Los legisladores aludidos recordaron una evidencia jurídica básica: un militar no puede obedecer una orden ilegal. Es una afirmación que en cualquier democracia consolidada sería incuestionable. Que el presidente la utilice como pretexto para exigir arrestos y condenas ejemplarizantes revela un desplazamiento grave: la ley deja de ser un límite y se convierte en obstáculo para un liderazgo que se autopercibe sin contrapesos.

La banalización de la pena de muerte

El uso de la pena de muerte como recurso discursivo demuestra algo más que una deriva autoritaria. Expone la normalización de una herramienta de castigo incompatible con el estándar de derechos humanos al que debería aspirar un país que pretenda ser referente democrático. Trump no plantea su aplicación dentro del marco judicial, ya de por sí cuestionable, sino como respuesta política a un desacuerdo institucional.

Esa banalización es peligrosa porque diluye cualquier reflexión sobre la irreversibilidad del castigo y, sobre todo, sobre su utilización como mecanismo para reducir al silencio a representantes electos. La pena de muerte deja de ser excepcional —que ya lo es demasiado— para convertirse en un instrumento de intimidación del poder ejecutivo frente al legislativo.

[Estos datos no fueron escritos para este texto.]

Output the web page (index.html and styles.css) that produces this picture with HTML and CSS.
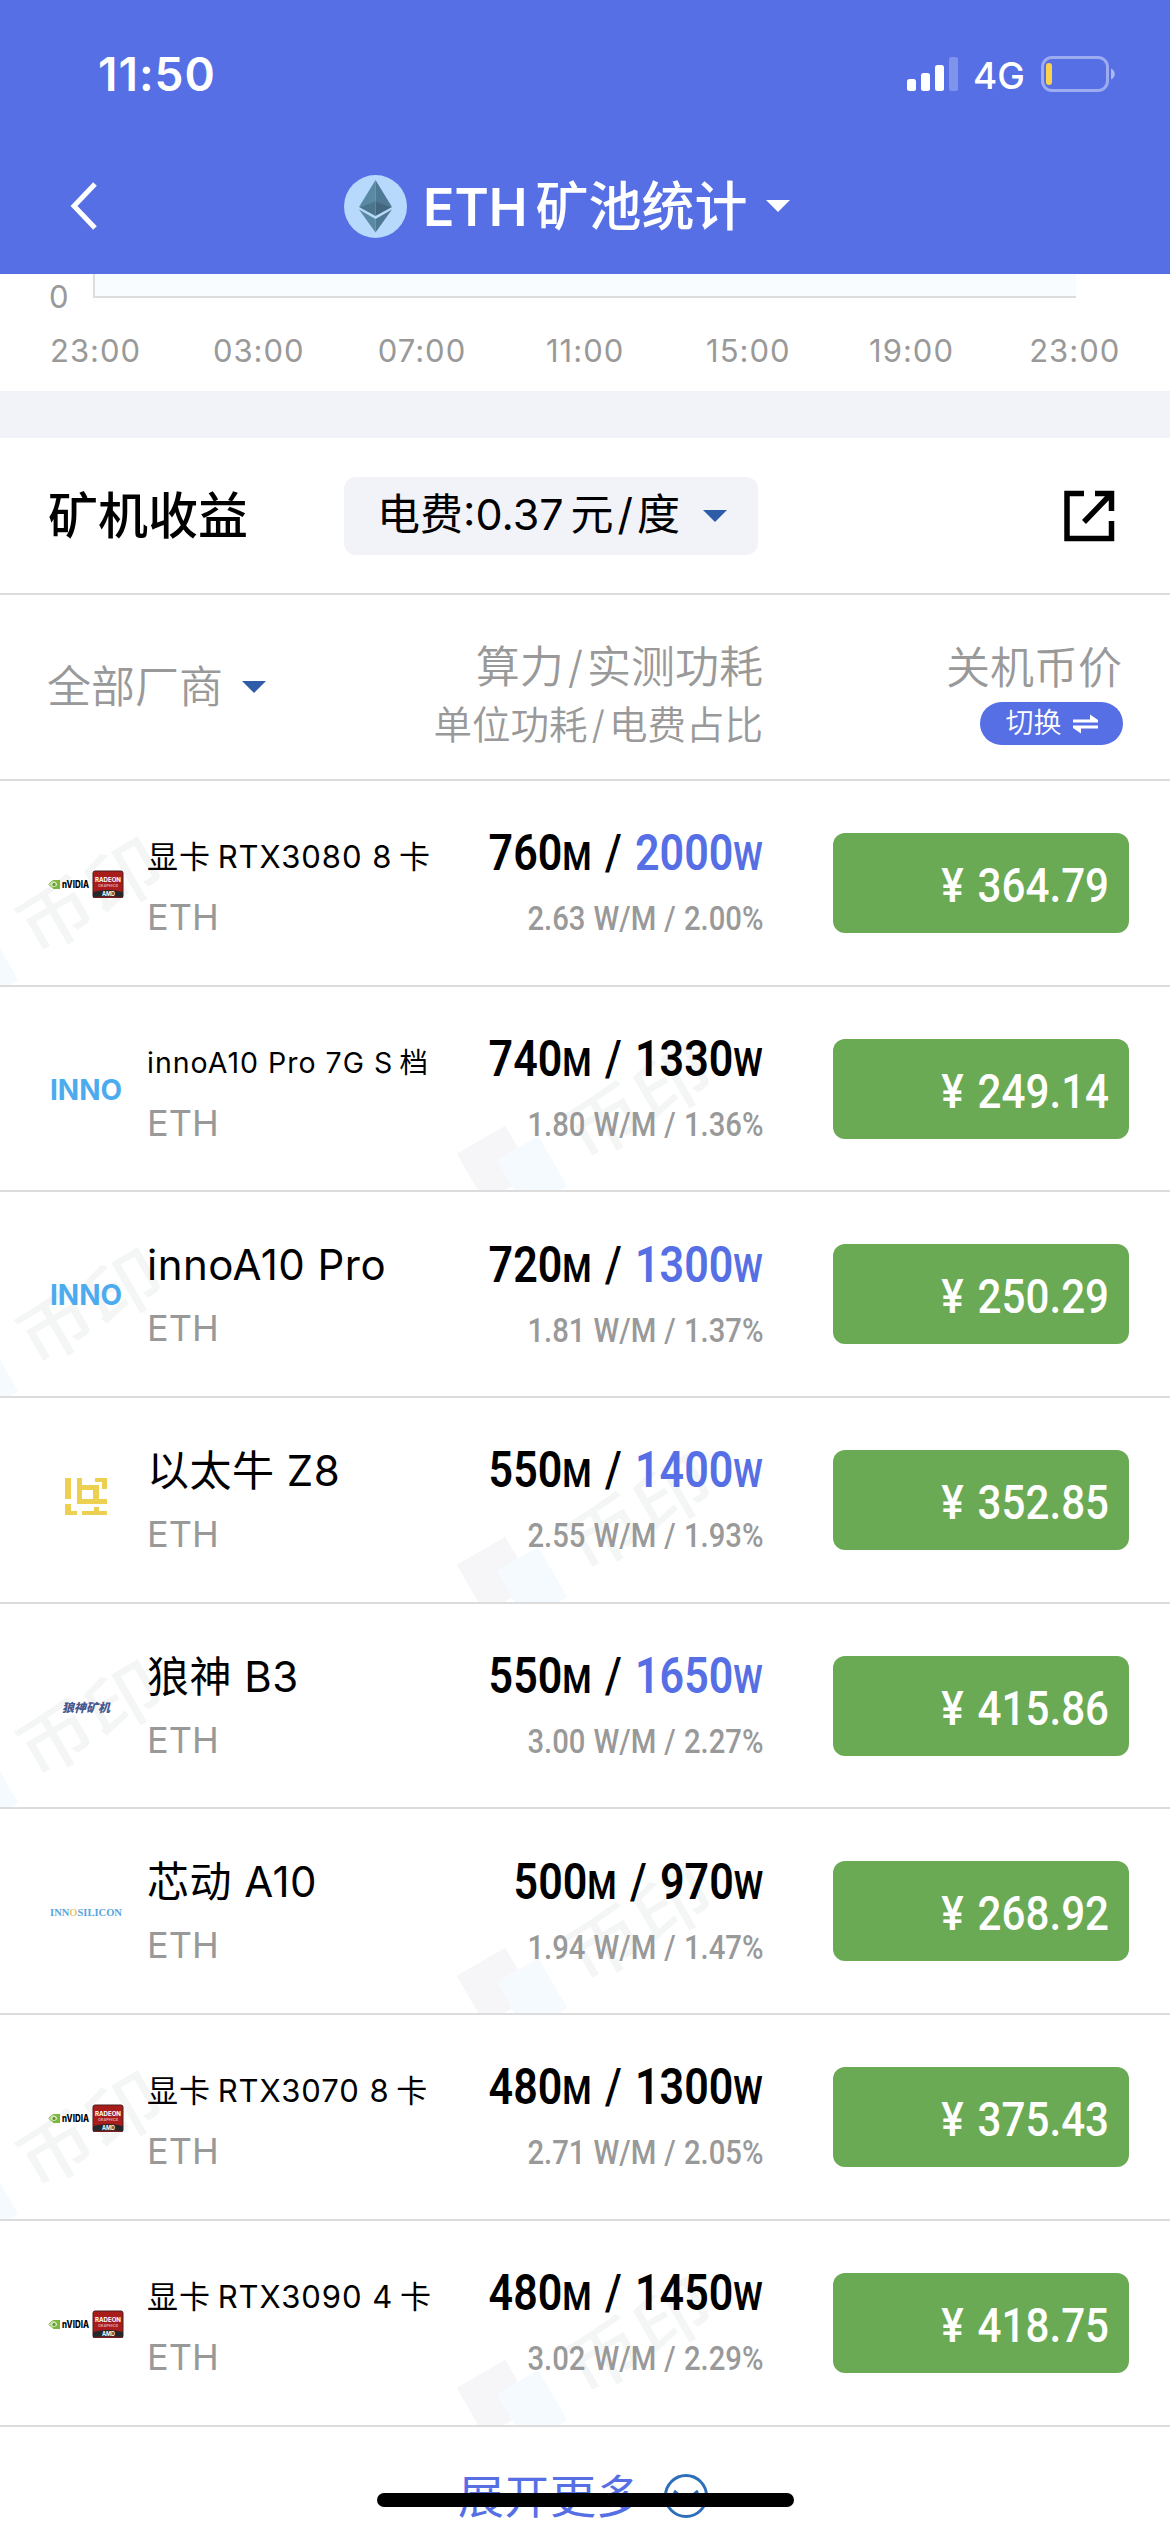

La falta de contención es reveladora. Un presidente que introduce ese castigo en la conversación pública como si formara parte de un catálogo de respuestas normales no está describiendo un problema. Está señalando un método.

El control civil de los militares, en el centro de la disputa

El mensaje de los legisladores no contenía una propuesta subversiva. Era una reiteración de un principio básico del constitucionalismo estadounidense: el sometimiento del mando militar al marco legal. Recordar a los efectivos en servicio que ninguna orden ilegal debe ser obedecida es un ejercicio de responsabilidad democrática. Pero en el universo político que ha construido Trump, ese recordatorio adquiere la condición de desafío intolerable.

El riesgo es evidente. Al presentar como sedición una apelación a la legalidad, el presidente está sugiriendo que el rechazo a una orden ilegal implica desobediencia a la figura presidencial. Ese es el punto más corrosivo del episodio: la confusión deliberada entre la autoridad personal y la autoridad constitucional. Cuando un presidente coloca al Ejército ante una disyuntiva entre la ley y su voluntad, la fractura institucional deja de ser hipotética.

La política entendida como combate y no como gobierno

Las declaraciones de Trump se insertan en una dinámica donde el adversario político no es alguien con quien se discrepa, sino un enemigo interno que debe ser neutralizado. Esta lógica deteriora la convivencia democrática no solo por lo que dice explícitamente, sino por lo que insinúa: que la maquinaria del Estado puede movilizarse contra representantes electos cuando estos cuestionan el ejercicio del poder.

No se trata de interpretar gestos. Se trata de analizar las consecuencias. Un presidente que amenaza con castigos máximos a quienes ejercen una función de control proyecta una imagen de fragilidad del sistema, donde las garantías democráticas se subordinan a la lealtad personal. Y ese es el terreno donde la democracia pierde su capacidad de corregirse a sí misma.